N,N-dimethyltryptamine (DMT), is an hallucinogenic tryptamine analog, and 
an endogenous mammalian hallucinogen.
Extensive behavioral and biochemical evidence suggests an agonist role at 
the 5-HT2A receptor, and perhaps the 5-HT2C receptor, in the mechanism of 
action of hallucinogenic drugs.  DMT behaves as an agonist at both 5-HT2A 
and 5-HT2C receptors.  One difference is in that the 5-HT2C, but not the 
5-HT2A, receptor shows a profound desensitization to DMT over time.

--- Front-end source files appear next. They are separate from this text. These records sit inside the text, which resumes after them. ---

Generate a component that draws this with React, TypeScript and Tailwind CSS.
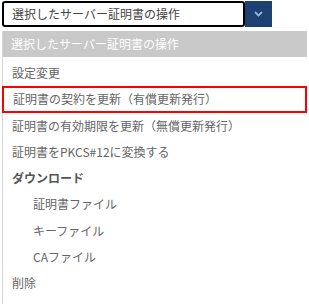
const items = [
  { label: '設定変更' },
  { label: '証明書の契約を更新（有償更新発行）', selected: true },
  { label: '証明書の有効期限を更新（無償更新発行）' },
  { label: '証明書をPKCS#12に変換する' },
  { label: 'ダウンロード', group: true },
  { label: '証明書ファイル', sub: true },
  { label: 'キーファイル', sub: true },
  { label: 'CAファイル', sub: true },
  { label: '削除' },
];

export default function App() {
  return (
    <div
      className="w-[309px] h-[304px] bg-white overflow-hidden text-[12px]"
      style={{ fontFamily: '"Noto Sans CJK JP", "Noto Sans", sans-serif' }}
    >
      <div className="flex pl-[2px] pt-[1px]">
        <div className="w-[243px] h-[26px] border-2 border-black rounded-[3px] bg-white flex items-center pl-[8px] text-[#444]">
          選択したサーバー証明書の操作
        </div>
        <div className="w-[27px] h-[26px] bg-[#1d4170] flex items-center justify-center">
          <svg width="9" height="6" viewBox="0 0 9 6" fill="none">
            <path d="M1 1l3.5 3.5L8 1" stroke="#8fb3e0" strokeWidth="1.8" />
          </svg>
        </div>
      </div>
      <div className="ml-[2px] mt-[4px] w-[305px] border-l border-[#d6d6d6] h-[300px]">
        <div className="h-[26px] bg-[#c9c9c9] text-white flex items-center pl-[8px]">
          選択したサーバー証明書の操作
        </div>
        <div className="pt-[3px]">
          {items.map((it) => (
            <div
              key={it.label}
              className={
                'h-[26.25px] flex items-center ' +
                (it.selected ? 'border-2 border-[#ff0000] -ml-[1px] pl-[9px] ' : 'pl-[9px] ') +
                (it.sub ? 'pl-[30px] ' : '') +
                (it.group ? 'font-bold text-[#555]' : 'text-[#666]')
              }
            >
              {it.label}
            </div>
          ))}
        </div>
      </div>
    </div>
  );
}
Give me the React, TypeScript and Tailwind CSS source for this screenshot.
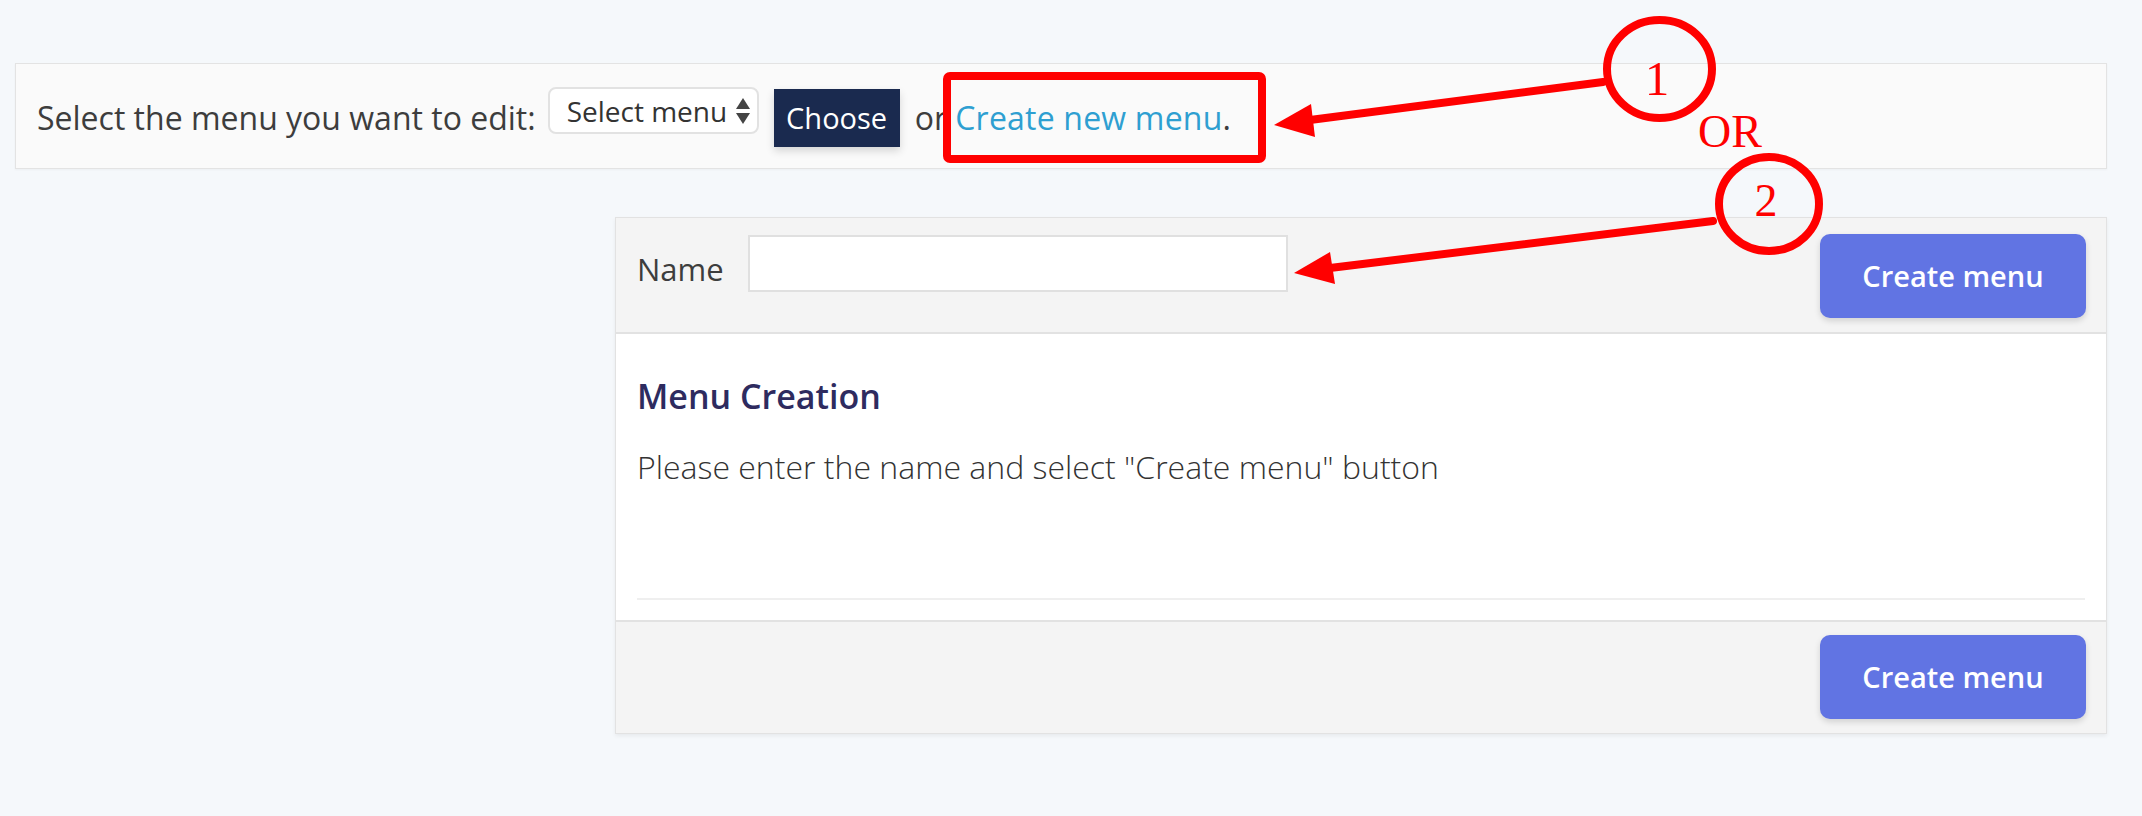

This 
difference is interesting in light of the recent report that the 
hallucinogenic activity of DMT  does not tolerate in humans and suggests 
the 5-HT2C receptor plays a less prominent role in the action of DMT.
DMT is not orally active but can be made so by use of MAO Inhibitors.
	Hallucinogenic effects seen with DMT include a rapidly moving, 
brightly colored visual display of images. Auditory effects were less 
common. "Loss of control," associated with a brief, but overwhelming 
"rush," led to a dissociated state, where euphoria alternated or coexisted 
with anxiety. These effects completely replaced subjects' previously 
ongoing mental experience and were more vivid and compelling than dreams or 
waking awareness.  Thus in answer to your question, yes DMT is endogenous 
and can be made more available through the use of MAOI.  Whether this 
explains near-death experiences I am not sure.  It seems that you would 
expect a more psychedelic experience than the images most people report 
which are more consistent with an opioid type of response, a feeling of 
calm and tranquility.

References

Smith, RL; Canton, H; Barrett, RJ; Sanders-Bush, E.  Agonist properties of
N,N-dimethyltryptamine at serotonin 5-HT2A and 5-HT2C receptors.
Pharmacology, Biochemistry and Behavior, 1998 Nov, 61(3):323-30. 

Strassman, RJ; Qualls, CR; Berg, LM.  Differential tolerance to biological 
an subjective effects of four closely spaced doses ofN,N-dimethyltryptamine 
in humans.
Biological Psychiatry, 1996 May 1, 39(9):784-95.